>> START Input rows

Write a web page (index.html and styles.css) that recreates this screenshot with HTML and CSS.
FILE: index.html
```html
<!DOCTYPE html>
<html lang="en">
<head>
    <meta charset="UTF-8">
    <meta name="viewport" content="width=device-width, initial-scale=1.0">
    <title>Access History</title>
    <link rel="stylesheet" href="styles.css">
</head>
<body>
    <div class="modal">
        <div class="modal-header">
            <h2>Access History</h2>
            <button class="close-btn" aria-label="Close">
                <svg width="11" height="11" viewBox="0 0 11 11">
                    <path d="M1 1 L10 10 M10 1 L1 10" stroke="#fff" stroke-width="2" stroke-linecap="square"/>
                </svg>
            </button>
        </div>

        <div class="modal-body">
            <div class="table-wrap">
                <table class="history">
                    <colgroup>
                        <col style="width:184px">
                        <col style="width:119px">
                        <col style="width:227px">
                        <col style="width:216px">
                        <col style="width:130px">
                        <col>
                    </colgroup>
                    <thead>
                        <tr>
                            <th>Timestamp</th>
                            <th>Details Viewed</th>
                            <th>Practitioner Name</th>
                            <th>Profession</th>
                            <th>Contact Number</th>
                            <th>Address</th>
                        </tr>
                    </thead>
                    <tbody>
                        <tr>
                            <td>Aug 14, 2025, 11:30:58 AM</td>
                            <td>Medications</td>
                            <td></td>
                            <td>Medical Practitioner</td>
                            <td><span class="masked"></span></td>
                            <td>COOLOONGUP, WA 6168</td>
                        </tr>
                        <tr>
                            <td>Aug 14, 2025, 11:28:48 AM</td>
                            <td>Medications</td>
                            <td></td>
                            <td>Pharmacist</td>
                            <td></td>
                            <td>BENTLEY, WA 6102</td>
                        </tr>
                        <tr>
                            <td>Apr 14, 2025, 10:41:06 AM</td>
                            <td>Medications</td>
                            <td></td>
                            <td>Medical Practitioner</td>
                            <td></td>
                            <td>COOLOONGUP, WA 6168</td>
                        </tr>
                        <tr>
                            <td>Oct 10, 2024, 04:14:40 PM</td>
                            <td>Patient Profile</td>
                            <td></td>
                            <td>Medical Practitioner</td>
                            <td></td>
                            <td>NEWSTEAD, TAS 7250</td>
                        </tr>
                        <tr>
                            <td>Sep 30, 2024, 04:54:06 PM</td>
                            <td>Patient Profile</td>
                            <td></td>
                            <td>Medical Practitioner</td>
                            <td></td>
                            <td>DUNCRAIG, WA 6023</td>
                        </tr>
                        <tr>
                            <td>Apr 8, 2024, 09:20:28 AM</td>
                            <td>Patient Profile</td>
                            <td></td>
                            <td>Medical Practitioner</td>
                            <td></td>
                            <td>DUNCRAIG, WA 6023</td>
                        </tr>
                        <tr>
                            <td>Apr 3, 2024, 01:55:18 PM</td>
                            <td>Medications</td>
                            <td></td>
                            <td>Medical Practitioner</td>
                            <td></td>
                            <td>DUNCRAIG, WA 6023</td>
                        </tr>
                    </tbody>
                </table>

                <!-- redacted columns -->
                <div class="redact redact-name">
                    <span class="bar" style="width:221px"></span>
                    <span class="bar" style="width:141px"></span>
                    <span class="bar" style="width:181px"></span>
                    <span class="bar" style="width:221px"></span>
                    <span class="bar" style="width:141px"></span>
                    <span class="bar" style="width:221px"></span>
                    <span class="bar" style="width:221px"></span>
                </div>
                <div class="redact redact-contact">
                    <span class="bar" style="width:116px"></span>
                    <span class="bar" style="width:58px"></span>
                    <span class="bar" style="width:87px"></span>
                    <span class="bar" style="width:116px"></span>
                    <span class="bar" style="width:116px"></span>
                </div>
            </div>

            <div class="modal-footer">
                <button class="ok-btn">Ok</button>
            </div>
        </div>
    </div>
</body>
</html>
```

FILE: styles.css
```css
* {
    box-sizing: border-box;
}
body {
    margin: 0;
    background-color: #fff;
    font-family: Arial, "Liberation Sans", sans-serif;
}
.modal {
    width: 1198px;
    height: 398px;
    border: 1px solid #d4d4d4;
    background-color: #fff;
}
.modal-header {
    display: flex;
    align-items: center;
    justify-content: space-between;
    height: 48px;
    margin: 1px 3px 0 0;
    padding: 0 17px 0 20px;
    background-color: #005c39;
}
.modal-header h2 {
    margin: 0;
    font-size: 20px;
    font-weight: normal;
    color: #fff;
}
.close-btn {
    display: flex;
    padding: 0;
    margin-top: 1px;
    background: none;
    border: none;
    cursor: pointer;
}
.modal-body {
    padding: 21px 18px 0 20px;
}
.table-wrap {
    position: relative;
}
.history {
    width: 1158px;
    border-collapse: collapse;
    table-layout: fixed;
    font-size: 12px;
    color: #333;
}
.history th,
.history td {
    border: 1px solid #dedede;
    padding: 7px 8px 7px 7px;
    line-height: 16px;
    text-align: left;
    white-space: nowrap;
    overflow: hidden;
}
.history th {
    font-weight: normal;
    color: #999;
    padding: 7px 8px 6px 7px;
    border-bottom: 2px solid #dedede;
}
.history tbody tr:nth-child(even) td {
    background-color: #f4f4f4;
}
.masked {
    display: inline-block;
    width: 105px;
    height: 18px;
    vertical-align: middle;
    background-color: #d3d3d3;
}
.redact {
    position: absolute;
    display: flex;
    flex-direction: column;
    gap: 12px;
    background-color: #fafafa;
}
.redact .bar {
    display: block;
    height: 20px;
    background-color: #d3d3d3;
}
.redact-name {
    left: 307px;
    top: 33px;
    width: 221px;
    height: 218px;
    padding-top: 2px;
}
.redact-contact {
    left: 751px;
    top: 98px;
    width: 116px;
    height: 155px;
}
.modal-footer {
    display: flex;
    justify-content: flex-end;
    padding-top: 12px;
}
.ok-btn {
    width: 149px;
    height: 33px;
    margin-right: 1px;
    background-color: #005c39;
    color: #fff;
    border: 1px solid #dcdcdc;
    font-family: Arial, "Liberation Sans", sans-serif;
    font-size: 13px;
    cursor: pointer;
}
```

>> END Input rows
>> START Input rows

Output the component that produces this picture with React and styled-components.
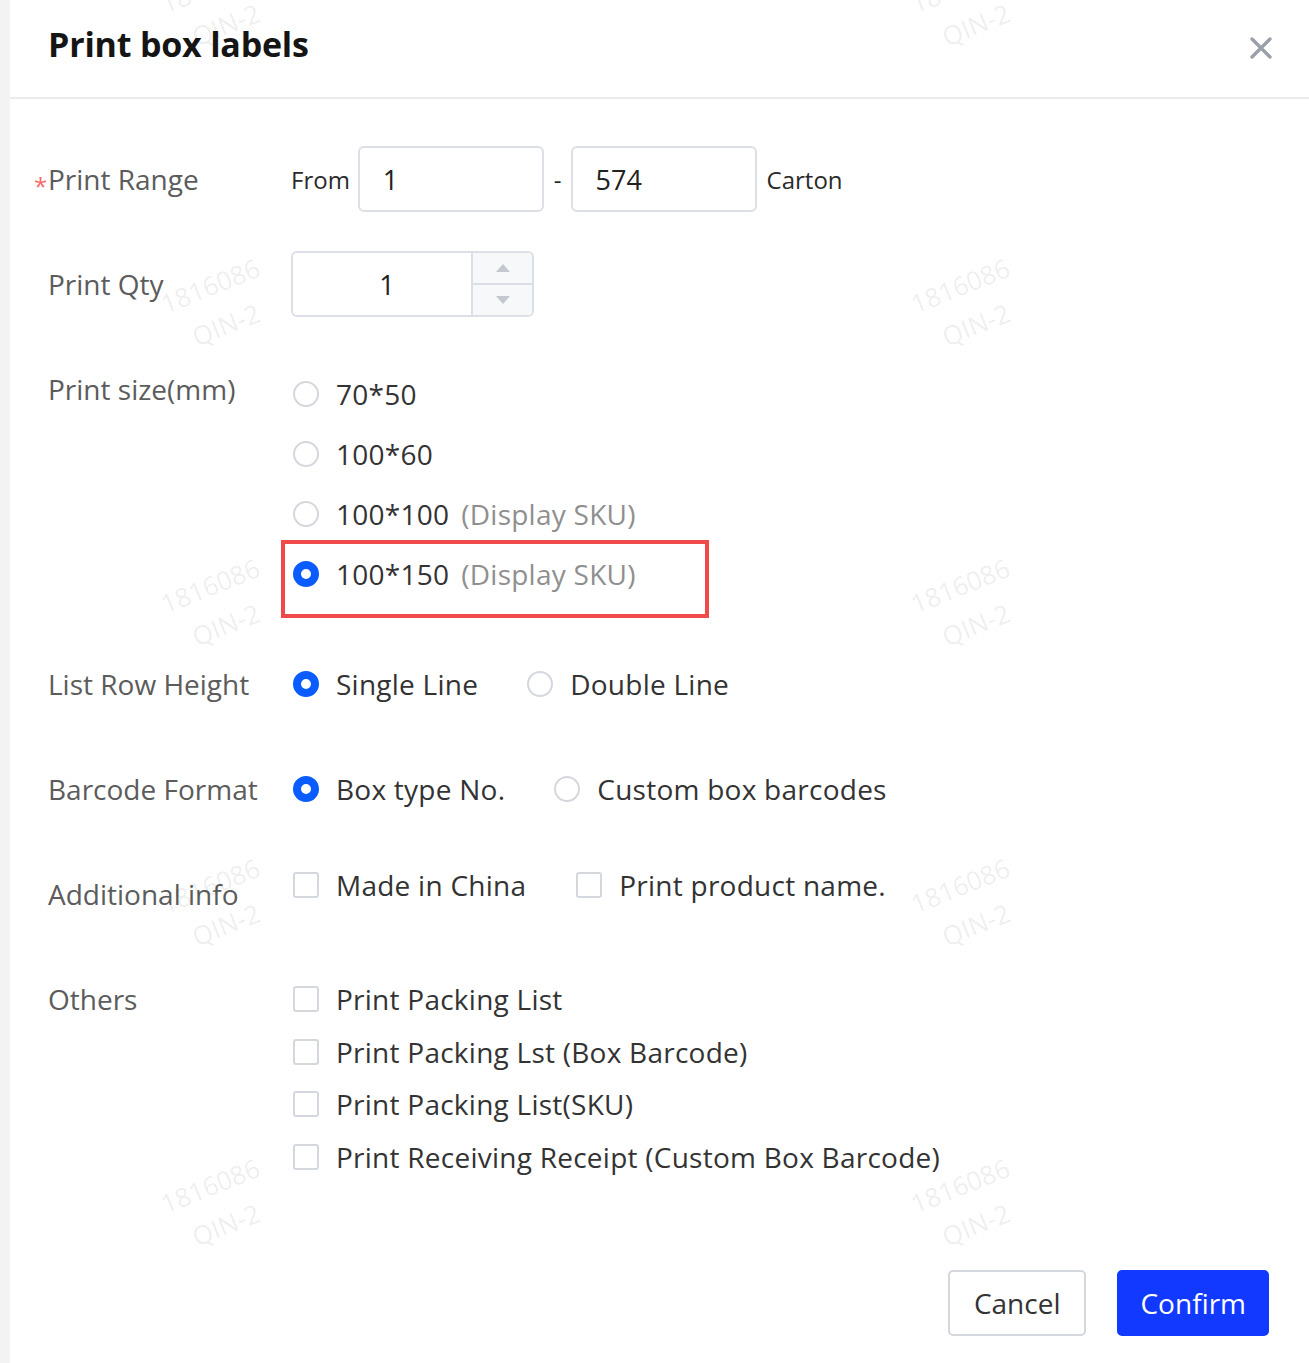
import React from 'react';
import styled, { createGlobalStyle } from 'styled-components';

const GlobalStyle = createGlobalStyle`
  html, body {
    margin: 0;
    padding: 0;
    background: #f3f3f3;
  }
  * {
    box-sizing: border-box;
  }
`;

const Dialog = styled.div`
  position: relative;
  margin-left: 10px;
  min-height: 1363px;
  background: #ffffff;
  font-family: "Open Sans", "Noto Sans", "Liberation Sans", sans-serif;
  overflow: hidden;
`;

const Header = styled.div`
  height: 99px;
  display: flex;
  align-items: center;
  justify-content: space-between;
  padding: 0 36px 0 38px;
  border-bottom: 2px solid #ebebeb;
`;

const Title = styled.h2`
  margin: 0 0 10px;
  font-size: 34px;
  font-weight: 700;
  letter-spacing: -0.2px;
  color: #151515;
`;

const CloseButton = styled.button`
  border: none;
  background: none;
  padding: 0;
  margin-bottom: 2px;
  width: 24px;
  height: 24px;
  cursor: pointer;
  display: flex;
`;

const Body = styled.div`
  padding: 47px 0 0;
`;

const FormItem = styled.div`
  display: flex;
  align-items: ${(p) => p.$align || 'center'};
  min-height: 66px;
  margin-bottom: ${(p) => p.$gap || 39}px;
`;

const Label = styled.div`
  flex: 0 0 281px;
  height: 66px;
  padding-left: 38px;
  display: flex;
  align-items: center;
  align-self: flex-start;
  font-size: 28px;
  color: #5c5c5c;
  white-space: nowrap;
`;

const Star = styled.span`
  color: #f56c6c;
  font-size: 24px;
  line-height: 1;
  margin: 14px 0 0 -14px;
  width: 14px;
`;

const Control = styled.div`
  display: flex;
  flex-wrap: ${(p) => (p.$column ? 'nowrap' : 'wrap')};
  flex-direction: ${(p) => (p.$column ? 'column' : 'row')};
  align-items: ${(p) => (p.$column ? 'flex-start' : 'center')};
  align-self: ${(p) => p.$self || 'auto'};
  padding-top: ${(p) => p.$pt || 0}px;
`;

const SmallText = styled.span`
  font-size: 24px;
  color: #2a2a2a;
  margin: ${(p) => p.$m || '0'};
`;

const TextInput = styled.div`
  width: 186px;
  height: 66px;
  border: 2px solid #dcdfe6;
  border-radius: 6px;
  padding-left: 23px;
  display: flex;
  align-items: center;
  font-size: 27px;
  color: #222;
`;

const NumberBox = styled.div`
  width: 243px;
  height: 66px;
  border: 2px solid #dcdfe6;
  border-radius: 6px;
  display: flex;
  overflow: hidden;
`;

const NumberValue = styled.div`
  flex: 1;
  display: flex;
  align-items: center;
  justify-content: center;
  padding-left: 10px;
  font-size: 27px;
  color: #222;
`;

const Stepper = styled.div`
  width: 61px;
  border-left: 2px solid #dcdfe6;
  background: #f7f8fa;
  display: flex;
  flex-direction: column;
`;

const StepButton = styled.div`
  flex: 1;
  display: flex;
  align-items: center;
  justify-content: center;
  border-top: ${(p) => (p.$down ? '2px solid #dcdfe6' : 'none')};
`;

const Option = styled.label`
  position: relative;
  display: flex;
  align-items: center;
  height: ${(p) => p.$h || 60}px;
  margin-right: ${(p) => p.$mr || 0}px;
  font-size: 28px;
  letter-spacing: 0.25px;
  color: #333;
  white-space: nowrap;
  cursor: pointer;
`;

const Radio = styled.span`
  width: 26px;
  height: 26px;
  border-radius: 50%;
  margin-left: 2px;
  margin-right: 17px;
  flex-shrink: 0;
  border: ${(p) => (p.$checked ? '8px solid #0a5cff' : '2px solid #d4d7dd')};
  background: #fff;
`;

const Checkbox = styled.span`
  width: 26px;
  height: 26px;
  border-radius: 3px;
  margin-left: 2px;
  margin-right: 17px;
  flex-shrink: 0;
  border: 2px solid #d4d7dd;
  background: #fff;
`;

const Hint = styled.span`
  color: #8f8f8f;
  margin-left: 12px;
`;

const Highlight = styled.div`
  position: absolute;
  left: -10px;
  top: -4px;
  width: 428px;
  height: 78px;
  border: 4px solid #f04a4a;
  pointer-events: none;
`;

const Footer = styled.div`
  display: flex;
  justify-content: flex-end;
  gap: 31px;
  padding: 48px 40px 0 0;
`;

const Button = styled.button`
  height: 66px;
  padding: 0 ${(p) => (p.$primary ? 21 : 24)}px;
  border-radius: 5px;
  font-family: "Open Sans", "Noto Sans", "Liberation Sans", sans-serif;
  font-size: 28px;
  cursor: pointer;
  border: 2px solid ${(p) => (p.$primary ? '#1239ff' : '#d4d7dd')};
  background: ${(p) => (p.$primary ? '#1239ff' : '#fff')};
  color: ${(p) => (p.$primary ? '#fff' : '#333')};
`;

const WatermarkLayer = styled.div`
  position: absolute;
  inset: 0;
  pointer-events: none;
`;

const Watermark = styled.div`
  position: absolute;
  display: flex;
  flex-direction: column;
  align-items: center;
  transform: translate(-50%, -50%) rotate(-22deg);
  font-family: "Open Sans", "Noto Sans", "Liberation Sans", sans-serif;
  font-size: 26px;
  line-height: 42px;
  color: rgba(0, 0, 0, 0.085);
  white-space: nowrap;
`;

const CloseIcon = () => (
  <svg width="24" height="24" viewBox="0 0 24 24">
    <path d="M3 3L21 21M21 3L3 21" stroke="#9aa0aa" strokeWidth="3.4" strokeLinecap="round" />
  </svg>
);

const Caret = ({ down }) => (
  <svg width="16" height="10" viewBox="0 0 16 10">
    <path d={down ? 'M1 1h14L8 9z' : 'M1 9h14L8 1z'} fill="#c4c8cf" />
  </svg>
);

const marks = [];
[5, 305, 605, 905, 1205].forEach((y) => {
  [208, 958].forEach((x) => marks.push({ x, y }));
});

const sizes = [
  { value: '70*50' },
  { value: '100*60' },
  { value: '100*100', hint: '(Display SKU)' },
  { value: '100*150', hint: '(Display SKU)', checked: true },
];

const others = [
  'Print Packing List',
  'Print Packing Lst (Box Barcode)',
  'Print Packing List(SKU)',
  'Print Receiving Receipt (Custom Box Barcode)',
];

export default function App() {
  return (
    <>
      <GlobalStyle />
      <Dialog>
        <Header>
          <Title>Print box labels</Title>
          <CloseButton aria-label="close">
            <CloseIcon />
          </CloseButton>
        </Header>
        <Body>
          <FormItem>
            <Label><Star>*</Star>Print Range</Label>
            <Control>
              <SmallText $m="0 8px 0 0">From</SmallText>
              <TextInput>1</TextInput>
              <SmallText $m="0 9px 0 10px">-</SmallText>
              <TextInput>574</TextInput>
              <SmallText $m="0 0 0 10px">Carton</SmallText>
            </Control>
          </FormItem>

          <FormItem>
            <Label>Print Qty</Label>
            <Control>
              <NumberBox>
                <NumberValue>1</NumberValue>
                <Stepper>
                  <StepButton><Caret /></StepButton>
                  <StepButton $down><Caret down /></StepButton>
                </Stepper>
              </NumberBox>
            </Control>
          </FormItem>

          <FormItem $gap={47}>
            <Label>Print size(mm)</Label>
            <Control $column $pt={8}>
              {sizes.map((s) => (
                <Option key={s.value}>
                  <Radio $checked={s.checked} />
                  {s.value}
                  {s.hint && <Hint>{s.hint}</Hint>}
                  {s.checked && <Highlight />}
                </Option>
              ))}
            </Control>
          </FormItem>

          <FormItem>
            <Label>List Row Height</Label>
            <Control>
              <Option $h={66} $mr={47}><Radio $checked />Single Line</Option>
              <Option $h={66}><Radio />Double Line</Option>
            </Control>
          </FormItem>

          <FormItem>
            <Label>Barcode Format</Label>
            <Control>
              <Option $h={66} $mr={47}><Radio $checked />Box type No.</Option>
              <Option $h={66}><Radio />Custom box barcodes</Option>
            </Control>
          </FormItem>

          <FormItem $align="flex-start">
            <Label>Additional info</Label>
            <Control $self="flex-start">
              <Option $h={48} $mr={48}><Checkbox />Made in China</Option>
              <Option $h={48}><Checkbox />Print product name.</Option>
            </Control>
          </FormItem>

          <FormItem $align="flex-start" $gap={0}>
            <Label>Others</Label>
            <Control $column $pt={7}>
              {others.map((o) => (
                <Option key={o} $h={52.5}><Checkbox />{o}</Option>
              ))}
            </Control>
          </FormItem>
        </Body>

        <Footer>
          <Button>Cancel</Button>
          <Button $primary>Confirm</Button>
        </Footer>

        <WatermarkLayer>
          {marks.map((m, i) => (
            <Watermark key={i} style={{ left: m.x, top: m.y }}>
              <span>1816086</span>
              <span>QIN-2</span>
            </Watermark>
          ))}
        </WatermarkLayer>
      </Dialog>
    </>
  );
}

>> END Input rows

→ Short exercise
Find the string "components" in the records, then copy each line where it occurs.

→ Response to the task
Output the component that produces this picture with React and styled-components.
import styled, { createGlobalStyle } from 'styled-components';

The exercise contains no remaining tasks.